哈希搜索

Posted on 2013-04-29 Edited on 2013-05-06

哈希搜索是典型的以空间换时间的算法，不论其建立哈希表时间，还是搜索时间均小于优质算法：快速排序和二分搜索。在数组尺寸为1万，哈希参数为1000（哈希函数是val%HASH_ARG）时，其时间参数为

qsort takes: 1755060 ns (1.75 ms)
build hash table takes: 1181122 ns (1.18 ms)

Array size: 10000, Value range: 10000
average search time:
binary search: 166 ns
hash search: 48 ns

其排序时间减少30%，单次搜索时间减少70%。性能提升很多。缺点是由于引入hash_node结构，1万个整数，大小为4Bx1w，需要扩展出16Bx1w，空间使用提升了4倍。另有空间提升两倍的算法（参考散列法解决1000个整数的搜索 - cqnuztq的专栏 - 博客频道 - CSDN.NET）

当数组尺寸进一步上升（10w），而值域不变时，时间参数为

qsort takes: 25675050 ns (25.67 ms)
build hash table takes: 47017148 ns (47.02 ms)

Array size: 100000, Value range: 10000
average search time:
binary search: 220 ns
hash search: 276 ns

此时哈希搜索已经在排序和搜索上，全面落后了。究其原因是什么？因为此时数组尺寸上升，但哈希函数和哈希参数并没变，所以哈希冲突数大大上升。考虑冲突的概率相同，所以每个哈希索引下的冲突数约为（ARRAY_SIZE / HASH_ARG），以上面的取值为例，则冲突数为100，即其时间复杂度为100，而二分搜索的复杂度为logn = 16.6，已经远小于哈希搜索的复杂度了。

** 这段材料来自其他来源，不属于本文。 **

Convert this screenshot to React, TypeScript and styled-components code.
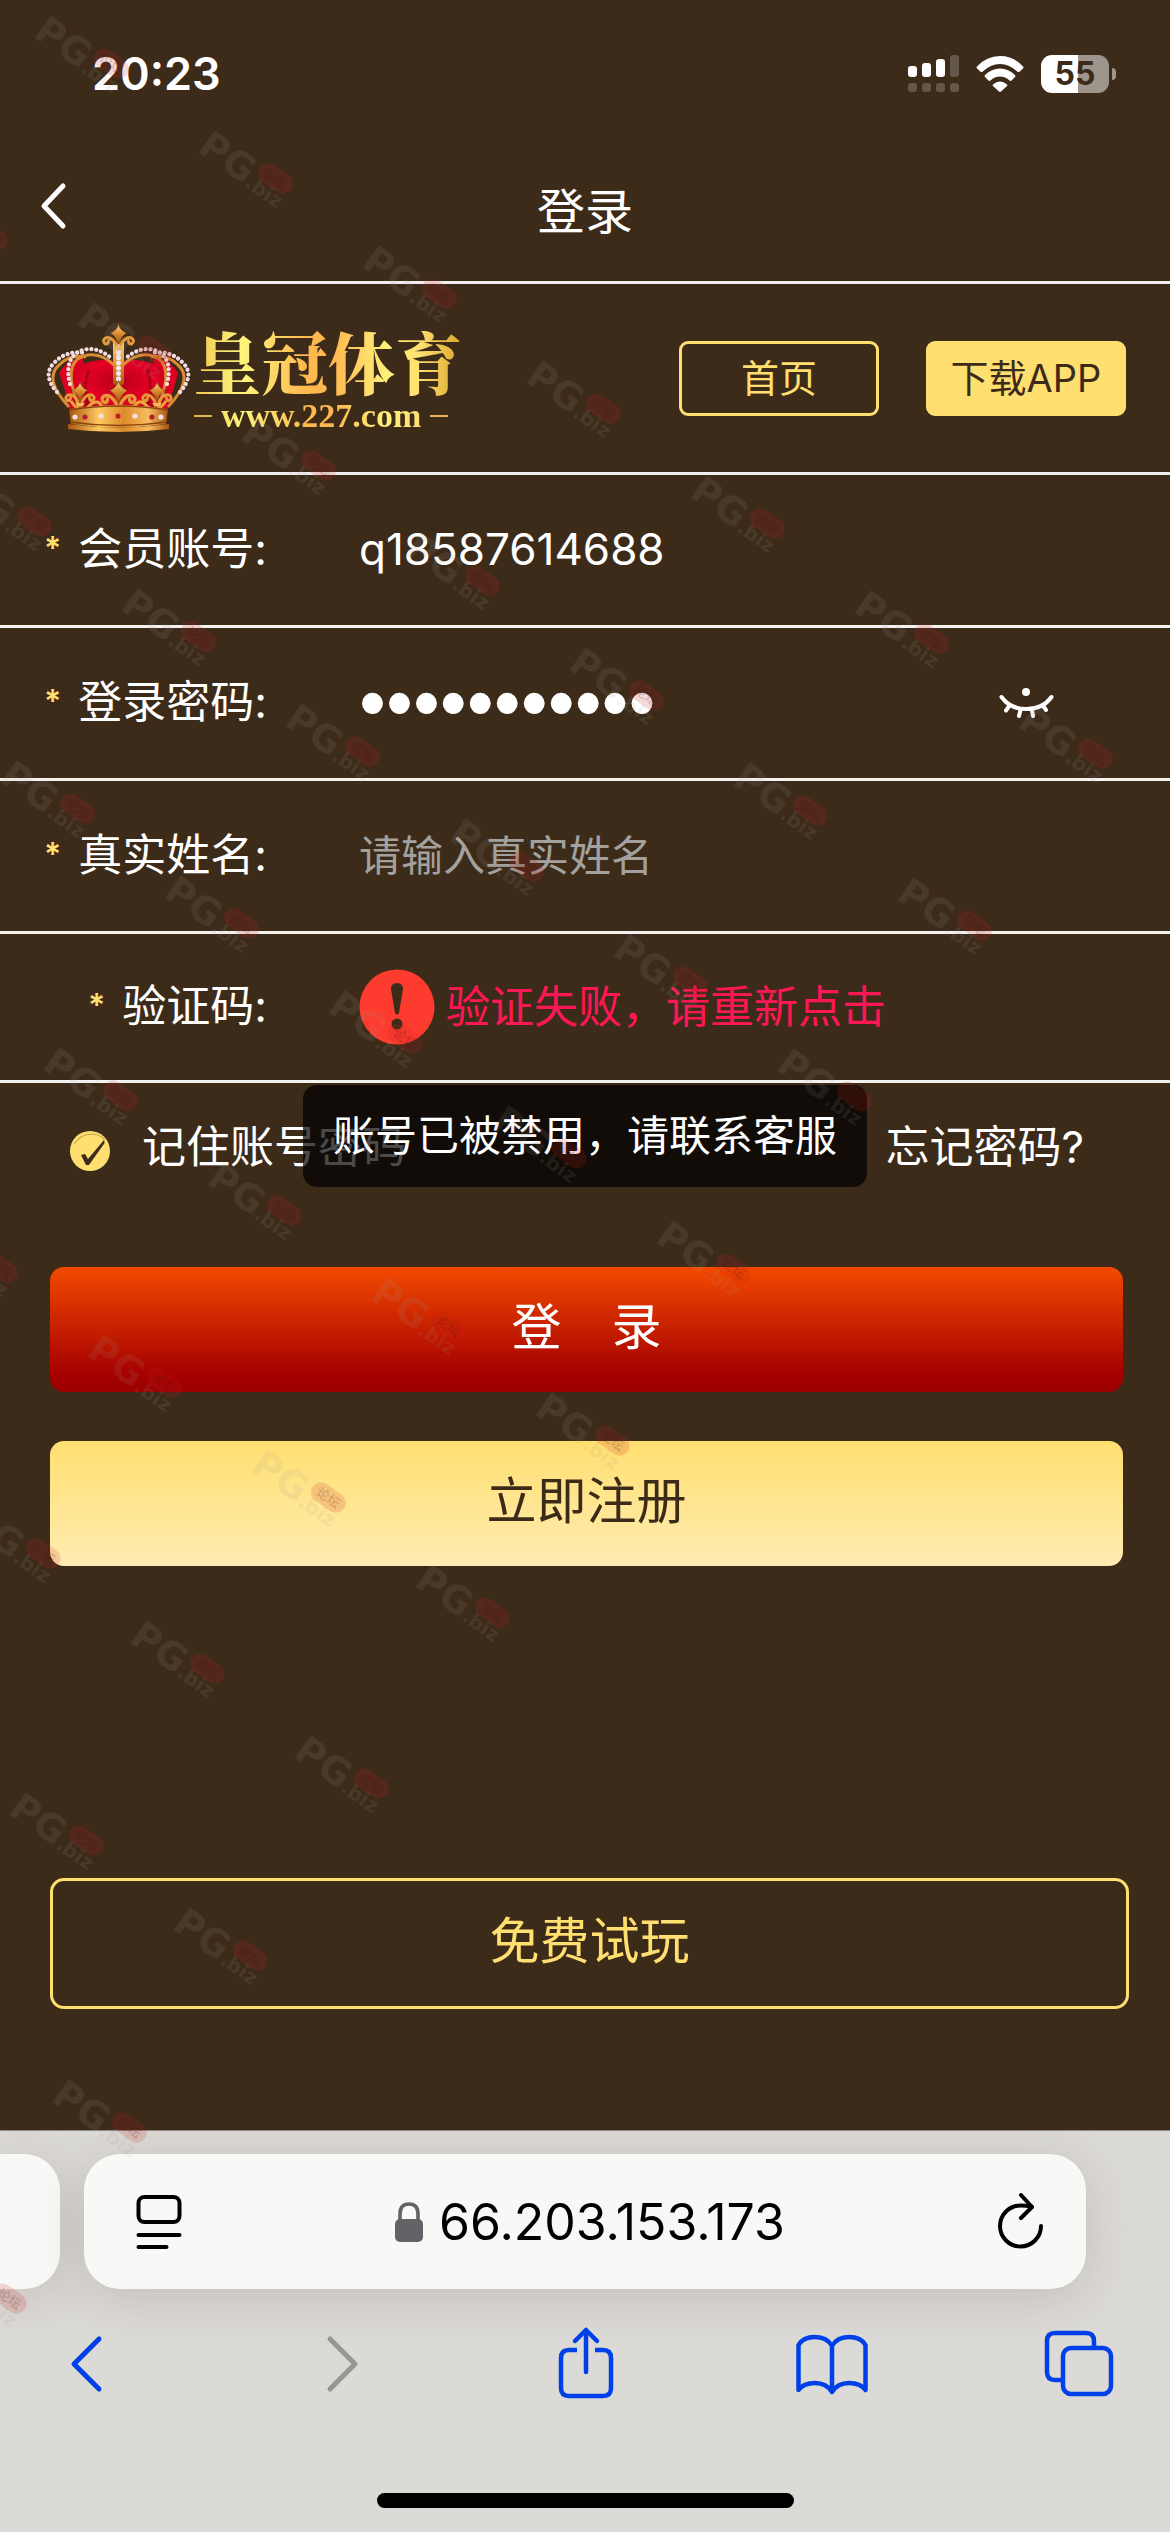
import React, { useState } from 'react';
import styled, { createGlobalStyle, css } from 'styled-components';

const gold = '#ffdf70';
const brown = '#3d2b1a';
const blue = '#0040e8';

const GlobalStyle = createGlobalStyle`
  *, *::before, *::after { box-sizing: border-box; }
  body {
    margin: 0;
    background: ${brown};
    color: #fff;
    font-family: Inter, "Noto Sans CJK SC", sans-serif;
    font-size: 44px;
    line-height: 60px;
  }
  button, input { font: inherit; color: inherit; margin: 0; }
  button { padding: 0; border: 0; background: none; cursor: pointer; }
`;

const Screen = styled.div`
  position: relative;
  display: flex;
  flex-direction: column;
  overflow: hidden;
`;

const StatusBar = styled.div`
  display: flex;
  align-items: center;
  justify-content: space-between;
  height: 142px;
  padding: 6px 54px 0 92px;
`;

const Clock = styled.time`
  font-size: 45px;
  font-weight: 600;
`;

const StatusIcons = styled.div`
  display: flex;
  align-items: center;
  gap: 17px;
`;

const Battery = styled.div`
  display: flex;
  align-items: center;
  gap: 3px;
`;

const BatteryBody = styled.div`
  width: 68px;
  height: 38px;
  border-radius: 11px;
  background: linear-gradient(90deg, #fff 55%, #9e958c 55%);
  color: ${brown};
  font-size: 32px;
  font-weight: 700;
  line-height: 38px;
  text-align: center;
`;

const BatteryTip = styled.div`
  width: 4px;
  height: 12px;
  border-radius: 0 4px 4px 0;
  background: #9e958c;
`;

const TitleBar = styled.header`
  display: grid;
  grid-template-columns: 68px 1fr 68px;
  align-items: center;
  height: 142px;
  border-bottom: 3px solid #f0eeee;
`;

const BackButton = styled.button`
  display: flex;
  justify-content: flex-end;
  padding-bottom: 12px;
`;

const Title = styled.h1`
  margin: 0;
  font-size: 48px;
  font-weight: 400;
  text-align: center;
`;

const BrandBar = styled.section`
  display: flex;
  align-items: center;
  gap: 47px;
  height: 191px;
  padding: 0 44px 0 45px;
  border-bottom: 3px solid #f0eeee;
`;

const Brand = styled.div`
  display: flex;
  align-items: center;
  gap: 2px;
  margin-right: auto;
`;

const goldText = css`
  background: linear-gradient(90deg, #f0c850, #fdf57e 18%, #ffb84e 42%, #ffb84e 52%, #fff07c 72%, #ffe070 84%, #d9a62c);
  background-clip: text;
  -webkit-background-clip: text;
  color: transparent;
`;

const BrandWords = styled.div`
  display: flex;
  flex-direction: column;
`;

const BrandName = styled.strong`
  ${goldText}
  font-family: "Noto Serif CJK SC", "Noto Sans CJK SC", serif;
  font-size: 67px;
  font-weight: 900;
  line-height: 76px;
`;

const BrandSite = styled.span`
  ${goldText}
  display: flex;
  align-items: center;
  gap: 9px;
  font-family: "Liberation Serif", serif;
  font-size: 34px;
  font-weight: 700;
  line-height: 36px;
  &::before, &::after {
    content: '';
    width: 18px;
    height: 2px;
    background: #e6b450;
  }
`;

const SmallButton = styled.button<{ $filled?: boolean }>`
  width: 200px;
  height: 75px;
  border: 3px solid ${gold};
  border-radius: 9px;
  background: ${(p) => (p.$filled ? gold : 'transparent')};
  color: ${(p) => (p.$filled ? brown : gold)};
  font-size: 38px;
  white-space: nowrap;
`;

const Row = styled.div<{ $short?: boolean }>`
  display: flex;
  align-items: center;
  height: ${(p) => (p.$short ? 149 : 153)}px;
  padding-right: 116px;
  border-bottom: 3px solid #f2f2f0;
`;

const Label = styled.label`
  display: flex;
  justify-content: flex-end;
  align-items: center;
  gap: 17px;
  width: 267px;
  margin-right: 92px;
  padding-bottom: 2px;
  white-space: nowrap;
`;

const Star = styled.span`
  color: ${gold};
  font-size: 32px;
  font-weight: 600;
  line-height: 32px;
`;

const TextBox = styled.input<{ $dots?: boolean }>`
  flex: 1;
  min-width: 0;
  height: 90px;
  padding: 0 0 2px;
  border: 0;
  outline: 0;
  background: transparent;
  ${(p) => p.$dots && css`
    font-family: "Liberation Sans", sans-serif;
    font-size: 77px;
  `}
  &::placeholder { color: #a3a19e; font-size: 42px; opacity: 1; }
`;

const CaptchaButton = styled.button`
  display: flex;
  align-items: center;
  gap: 11px;
  color: #ff1654;
  white-space: nowrap;
`;

const Options = styled.div`
  position: relative;
  display: flex;
  align-items: center;
  justify-content: space-between;
  height: 128px;
  padding: 0 86px 0 70px;
`;

const Remember = styled.label`
  display: flex;
  align-items: center;
  gap: 32px;
`;

const Tick = styled.span`
  position: relative;
  display: flex;
  margin-top: 8px;
  svg { pointer-events: none; }
`;

const TickBox = styled.input`
  position: absolute;
  inset: 0;
  width: 40px;
  height: 40px;
  opacity: 0;
`;

const Forgot = styled.a`
  color: inherit;
  text-decoration: none;
`;

const Toast = styled.div`
  position: absolute;
  top: 2px;
  left: 50%;
  transform: translateX(-50%);
  padding: 21px 30px;
  border-radius: 14px;
  background: rgba(0, 0, 0, 0.71);
  font-size: 42px;
  white-space: nowrap;
`;

const Actions = styled.div`
  display: flex;
  flex-direction: column;
  gap: 49px;
  padding: 56px 47px 312px 50px;
`;

const BigButton = styled.button<{ $tone: 'red' | 'gold' }>`
  height: 125px;
  padding-bottom: 6px;
  border-radius: 14px;
  font-size: 50px;
  white-space: pre;
  ${(p) => p.$tone === 'red'
    ? css`
        background: linear-gradient(#f24a00, #a60000 86%, #9a0000);
        color: #fff;
      `
    : css`
        background: linear-gradient(#ffdf70, #ffecb2);
        color: ${brown};
      `}
`;

const TrialButton = styled.button`
  height: 131px;
  margin: 0 41px 121px 50px;
  padding-bottom: 6px;
  border: 3px solid ${gold};
  border-radius: 14px;
  color: ${gold};
  font-size: 50px;
`;

const Browser = styled.footer`
  display: flex;
  flex-direction: column;
  border-top: 1px solid #8e8a86;
  background: #dcdad6;
  color: #000;
`;

const Tabs = styled.div`
  display: flex;
  gap: 24px;
  padding: 23px 84px 0 0;
`;

const tabShape = css`
  height: 135px;
  background: #f8f8f6;
  box-shadow: 0 8px 50px rgba(60, 50, 40, 0.16);
`;

const NextTab = styled.div`
  ${tabShape}
  width: 60px;
  border-radius: 0 36px 36px 0;
`;

const AddressBar = styled.div`
  ${tabShape}
  flex: 1;
  display: flex;
  align-items: center;
  justify-content: space-between;
  padding: 0 42px 0 52px;
  border-radius: 36px;
`;

const Address = styled.span`
  display: flex;
  align-items: center;
  gap: 16px;
  font-size: 50px;
`;

const IconButton = styled.button`
  display: flex;
`;

const Toolbar = styled.nav`
  display: flex;
  justify-content: space-between;
  padding: 37px 54px 0 50px;
`;

const HomeBar = styled.div`
  width: 417px;
  height: 15px;
  margin: 93px auto 24px;
  border-radius: 8px;
  background: #000;
`;

const MarkLayer = styled.svg`
  position: absolute;
  inset: 0;
  width: 100%;
  height: 100%;
  pointer-events: none;
`;

const marks: { x: number; y: number }[] = [];
for (let j = 0; j < 10; j++) {
  for (let i = -3; i + j <= 6; i++) {
    const x = Math.round(34 + i * 164 + j * 43.3);
    const y = Math.round(15 + i * 115 + j * 286.7);
    if (x > -100 && y > 0) marks.push({ x, y });
  }
}

const Marks = () => (
  <MarkLayer aria-hidden="true">
    {marks.map(({ x, y }) => (
      <g key={`${x}-${y}`} transform={`translate(${x + 15} ${y}) rotate(35)`} fill="rgba(160,155,145,0.13)" fontWeight="700">
        <text x="-2" y="27" fontFamily="DejaVu Sans" fontSize="38">PG</text>
        <text x="57" y="28" fontFamily="DejaVu Sans" fontSize="20">.biz</text>
        <rect x="60" y="-6" width="38" height="20" rx="10" fill="rgba(200,30,30,0.17)" />
        <text x="66" y="9" fontFamily="Noto Sans CJK SC" fontSize="13" fill="rgba(50,20,10,0.18)">论坛</text>
      </g>
    ))}
  </MarkLayer>
);

const SignalIcon = () => (
  <svg width="51" height="38" viewBox="0 0 51 38" fill="#fff">
    <rect x="0" y="11" width="9" height="11" rx="3" />
    <rect x="14" y="8" width="9" height="14" rx="3" />
    <rect x="28" y="4" width="9" height="18" rx="3" />
    <g opacity="0.2">
      <rect x="42" y="0" width="9" height="22" rx="3" />
      {[0, 14, 28, 42].map((x) => <rect key={x} x={x} y="28" width="9" height="9" rx="3" />)}
    </g>
  </svg>
);

const WifiIcon = () => (
  <svg width="48" height="36" viewBox="0 0 48 36" fill="#fff">
    <path d="M1 10.500Q10.500 0 24 0t23 10.500q1 1 0 2l-3.500 3.300q-1 .8-2 0Q33.500 8 24 8T6.500 15.800q-1 .8-2 0L1 12.500q-1-1 0-2z" />
    <path d="M9 19q6.500-6.500 15-6.500T39 19q1 1 0 2l-3.500 3.500q-1 .8-2 0Q29.500 20.500 24 20.500t-9.500 4q-1 .8-2 0L9 21q-1-1 0-2z" />
    <path d="M17 28.500q7-6 14 0 .8.800 0 1.600L25 35.500q-1 .8-2 0l-6-5.400q-.8-.8 0-1.600z" />
  </svg>
);

const Fleur = ({ x, y, s = 1 }: { x: number; y: number; s?: number }) => (
  <g transform={`translate(${x} ${y}) scale(${s})`}>
    <path d="M0-15Q1-9 8-6 2-2 1 5h-2Q-2-2-8-6-1-9 0-15z" fill="url(#goldV)" stroke="#7a3a08" strokeWidth=".6" />
    <path d="M-2 6Q-7-3-13-1q-4 3 0 6 3 0 3-3M2 6Q7-3 13-1q4 3 0 6-3 0-3-3" fill="none" stroke="#e59a38" strokeWidth="3" strokeLinecap="round" />
    <path d="M-5 7h10l-2 4h-6z" fill="#f4b95a" />
  </g>
);

const CrownLogo = () => (
  <svg width="147" height="110" viewBox="0 2 147 110" role="img" aria-label="皇冠体育">
    <defs>
      <linearGradient id="goldV" x1="0" y1="0" x2="0" y2="1">
        <stop offset="0" stopColor="#ffd98a" /><stop offset=".5" stopColor="#d98a2e" /><stop offset="1" stopColor="#9c4f10" />
      </linearGradient>
      <linearGradient id="goldH" x1="0" y1="0" x2="1" y2="0">
        <stop offset="0" stopColor="#a8560f" /><stop offset=".3" stopColor="#ffc860" /><stop offset=".55" stopColor="#dc8a2c" /><stop offset=".8" stopColor="#f8bc60" /><stop offset="1" stopColor="#a8560f" />
      </linearGradient>
      <radialGradient id="velvet" cx=".5" cy=".4" r=".7">
        <stop offset="0" stopColor="#b80016" /><stop offset=".55" stopColor="#e60026" /><stop offset="1" stopColor="#a00014" />
      </radialGradient>
    </defs>
    <path d="M14 52q8-14 24-15l8 53-20 2Q20 68 14 52zM133 52q-8-14-24-15l-8 53 20 2q8-24 12-40z" fill="#dc0022" />
    <path d="M32 92Q18 54 38 43q17-7 35-2 18-5 36 2 20 11 6 49z" fill="url(#velvet)" />
    <path d="M44 48q-7 20 0 36M102 48q7 20 0 36" stroke="#6c000c" strokeWidth="3" fill="none" opacity=".45" />
    <path d="M24 86Q-2 58 14 44 25 33 41 36M123 86q26-28 10-42-11-11-27-8M34 86Q16 42 39 35q16-5 31 10M113 86q18-44-5-51-16-5-31 10" fill="none" stroke="#d98c34" strokeWidth="3" />
    <path d="M12 71Q-3 54 9 42 21 29 40 32M135 71q15-17 3-29-12-13-31-10M25 63Q18 36 38 29q14-4 28 8M122 63q7-27-13-34-14-4-28 8" fill="none" stroke="#f4dde2" strokeWidth="4.200" strokeLinecap="round" strokeDasharray=".1 4.800" />
    <path d="M68 22h11v40l-5.500 6-5.500-6z" fill="url(#goldV)" />
    <path d="M73.500 26v34" stroke="#f8e6ee" strokeWidth="5" strokeLinecap="round" strokeDasharray=".1 5.200" />
    <Fleur x={73.5} y={18} />
    <Fleur x={73.5} y={76} s={1.1} />
    <Fleur x={35} y={75} s={0.95} />
    <Fleur x={112} y={75} s={0.95} />
    <path d="M26 80q10 16 20 3 8-6 12 5 8-2 15-3 8 1 15 3 5-11 12-5 10 13 21-3" fill="none" stroke="#f0a53e" strokeWidth="3" />
    <path d="M24 88q49-8 99 0l-2 15q-48 7-95 0z" fill="url(#goldH)" />
    <path d="M24 89q49-8 99 0M25 101q48 7 97 0" fill="none" stroke="#8c430c" strokeWidth="1.400" />
    <path d="M23 103q50 7 101 0v5q-51 6-101 0z" fill="url(#goldH)" />
    {[[30, 96, '#f4dfe4'], [40, 96, '#b3202c'], [56, 95, '#f4dfe4'], [73, 95, '#c01c2a'], [90, 95, '#f4dfe4'], [107, 96, '#b3202c'], [116, 96, '#f4dfe4']].map(([x, y, c]) => (
      <circle key={x} cx={x} cy={y} r="2.600" fill={c as string} />
    ))}
  </svg>
);

const EyeIcon = () => (
  <svg width="55" height="30" viewBox="0 0 55 30" fill="none" stroke="#fff" strokeWidth="4" strokeLinecap="round">
    <path d="M2.500 9Q11 21 27.500 21T52.500 9" />
    <path d="M10.500 17.500l-3.500 5M21.500 22l-1.500 6M33 22l1 6M43.500 17l3.500 5" />
    <circle cx="27" cy="4" r="4" fill="#fff" stroke="none" />
  </svg>
);

const ErrorIcon = () => (
  <svg width="76" height="76" viewBox="0 0 76 76">
    <circle cx="38" cy="38" r="37.500" fill="#fd3b2f" />
    <path d="M32 20q0-6 6-6t6 6l-4 24q-2 3-4 0z" fill={brown} />
    <circle cx="38" cy="55" r="5.500" fill={brown} />
  </svg>
);

const TickIcon = ({ on }: { on: boolean }) => (
  <svg width="40" height="40" viewBox="0 0 40 40">
    <circle cx="20" cy="20" r="20" fill={gold} />
    <path d="M4 13Q12 1 26 3.500q6 1.500 9 6" fill="none" stroke="#c8ab55" strokeWidth="1.200" />
    {on && <path d="M11 24l4-1 3 5L34 9l.6 3L19 34h-3z" fill={brown} />}
  </svg>
);

const Chevron = ({ d, color }: { d: string; color: string }) => (
  <svg width="72" height="74" viewBox="0 0 72 74" fill="none" stroke={color} strokeWidth="5" strokeLinecap="round" strokeLinejoin="round">
    <path d={d} />
  </svg>
);

type FieldProps = { id: string; label: string; short?: boolean; children: React.ReactNode };

const Field = ({ id, label, short, children }: FieldProps) => (
  <Row $short={short}>
    <Label htmlFor={id}><Star>*</Star>{label}</Label>
    {children}
  </Row>
);

export default function App() {
  const [account, setAccount] = useState('q18587614688');
  const [password, setPassword] = useState('abcdefghijk');
  const [name, setName] = useState('');
  const [remember, setRemember] = useState(true);
  const [visible, setVisible] = useState(false);

  return (
    <>
      <GlobalStyle />
      <Screen>
        <StatusBar>
          <Clock>20:23</Clock>
          <StatusIcons>
            <SignalIcon />
            <WifiIcon />
            <Battery>
              <BatteryBody>55</BatteryBody>
              <BatteryTip />
            </Battery>
          </StatusIcons>
        </StatusBar>

        <TitleBar>
          <BackButton aria-label="返回">
            <svg width="28" height="48" viewBox="0 0 28 48" fill="none" stroke="#fff" strokeWidth="5" strokeLinecap="round" strokeLinejoin="round">
              <path d="M23 4L4 24l19 20" />
            </svg>
          </BackButton>
          <Title>登录</Title>
        </TitleBar>

        <BrandBar>
          <Brand>
            <CrownLogo />
            <BrandWords>
              <BrandName>皇冠体育</BrandName>
              <BrandSite>www.227.com</BrandSite>
            </BrandWords>
          </Brand>
          <SmallButton>首页</SmallButton>
          <SmallButton $filled>下载APP</SmallButton>
        </BrandBar>

        <Field id="account" label="会员账号:">
          <TextBox id="account" value={account} onChange={(e) => setAccount(e.target.value)} />
        </Field>
        <Field id="password" label="登录密码:">
          <TextBox id="password" type={visible ? 'text' : 'password'} $dots={!visible} value={password} onChange={(e) => setPassword(e.target.value)} />
          <IconButton aria-label="显示密码" onClick={() => setVisible(!visible)}><EyeIcon /></IconButton>
        </Field>
        <Field id="realname" label="真实姓名:">
          <TextBox id="realname" placeholder="请输入真实姓名" value={name} onChange={(e) => setName(e.target.value)} />
        </Field>
        <Field id="captcha" label="验证码:" short>
          <CaptchaButton id="captcha"><ErrorIcon />验证失败，请重新点击</CaptchaButton>
        </Field>

        <Options>
          <Remember>
            <Tick>
              <TickBox type="checkbox" checked={remember} onChange={(e) => setRemember(e.target.checked)} />
              <TickIcon on={remember} />
            </Tick>
            记住账号密码
          </Remember>
          <Forgot href="#forgot">忘记密码?</Forgot>
          <Toast role="alert">账号已被禁用，请联系客服</Toast>
        </Options>

        <Actions>
          <BigButton $tone="red">{'登　录'}</BigButton>
          <BigButton $tone="gold">立即注册</BigButton>
        </Actions>
        <TrialButton>免费试玩</TrialButton>

        <Browser>
          <Tabs>
            <NextTab />
            <AddressBar>
              <IconButton aria-label="页面菜单">
                <svg width="46" height="56" viewBox="0 0 46 56" fill="none" stroke="#000" strokeWidth="4" strokeLinecap="round">
                  <rect x="2.500" y="3" width="41" height="25" rx="6" />
                  <path d="M2.500 41h41M2.500 53h28" />
                </svg>
              </IconButton>
              <Address>
                <svg width="28" height="40" viewBox="0 0 28 40">
                  <rect x="0" y="17" width="28" height="23" rx="5" fill="#636267" />
                  <path d="M5 18v-6q0-10 9-10t9 10v6" fill="none" stroke="#636267" strokeWidth="3.600" />
                </svg>
                66.203.153.173
              </Address>
              <IconButton aria-label="刷新">
                <svg width="46" height="58" viewBox="0 0 46 58" fill="none" stroke="#000" strokeWidth="4" strokeLinecap="round" strokeLinejoin="round">
                  <path d="M43 33a20.500 20.500 0 1 1-20.500-20.500q6 0 11 1" />
                  <path d="M23 2l11 12-11 11" />
                </svg>
              </IconButton>
            </AddressBar>
          </Tabs>
          <Toolbar>
            <IconButton aria-label="后退"><Chevron color={blue} d="M49 13L24 38l25 25" /></IconButton>
            <IconButton aria-label="前进"><Chevron color="#969593" d="M31 13l25 25-25 25" /></IconButton>
            <IconButton aria-label="分享">
              <svg width="72" height="74" viewBox="0 0 72 74" fill="none" stroke={blue} strokeWidth="4.500" strokeLinecap="round" strokeLinejoin="round">
                <path d="M30 24h-8q-8 0-8 8v30q0 8 8 8h34q8 0 8-8V32q0-8-8-8h-8" strokeLinecap="butt" />
                <path d="M39 46V4M28 15L39 4l11 11" />
              </svg>
            </IconButton>
            <IconButton aria-label="书签">
              <svg width="72" height="74" viewBox="0 0 72 74" fill="none" stroke={blue} strokeWidth="4.500" strokeLinejoin="round" strokeLinecap="round">
                <path d="M36 20q-5-9-17-9T2.500 19v45q5-7 16.500-7t17 9q5.500-9 17-9t16.500 7V19Q65 11 53 11t-17 9v46" />
              </svg>
            </IconButton>
            <IconButton aria-label="标签页">
              <svg width="72" height="74" viewBox="0 0 72 74" fill="none" stroke={blue} strokeWidth="4.500">
                <path d="M19 54h-8q-8 0-8-8V15q0-8 8-8h31q8 0 8 8v7" />
                <rect x="19" y="22" width="48" height="46" rx="8" />
              </svg>
            </IconButton>
          </Toolbar>
          <HomeBar />
        </Browser>
        <Marks />
      </Screen>
    </>
  );
}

综上，哈希搜索适用于属性值范围远小于数组个数的情况，下面的笔记中有使用哈希搜索的一个例子，比较好的阐述了这个特性（从大量整数中选取最小/大的若干个 « GoCalf Blog）。但数组范围不能过大，导致冲突数上升过快。或者说为了提高哈希搜索的效率，最好能找到一个能消除冲突的哈希函数。

下面附上源码

// Hash search
// Ben @ 2013-04-29

#include <stdio.h>
#include <string.h>
#include <stdlib.h>

struct hash_node
{
     int inited;
     int key;
     int pos;
     struct hash_node* next;
};

#define HASH_ARG     1000
static struct hash_node hash_table[HASH_ARG];

void build_hash_table(int* L, int size)
{
     memset ((char*)hash_table, 0, sizeof(hash_table));

     int i;
     for (i=0; i<size; i++)
     {
          int index = hash(L[i]);

          if (hash_table[index].inited == 1)
          {
               struct hash_node* n = &hash_table[index];
               while (n->next != NULL)
                    n = n->next;
               n->next = (struct hash_node*)malloc(sizeof(struct hash_node));
               n->next->inited = 1;
               n->next->key = L[i];
               n->next->pos = i;
               n->next->next = NULL;
          }
          else
          {
               hash_table[index].inited = 1;
               hash_table[index].key = L[i];
               hash_table[index].pos = i;
          }
     }
}

void destroy_hash_table()
{
     int i;
     for(i=0; i<HASH_ARG; i++)
     {
          struct hash_node* n = hash_table[i].next;

          while (n != NULL)
          {
               struct hash_node* tmp = n->next;
               free(n);
               n = tmp;
          }
     }
}

int hash(int val)
{
     return val%HASH_ARG;
}

int hsearch(int t, int* L, int size)
{
     int index = hash(t);
     struct hash_node* i = &hash_table[index];
     while (i != NULL)
     {
          if (t == i->key)
               break;
          else
               i = i->next;
     }

     if (i == NULL)
          return -1;
     else
          return i->pos;
}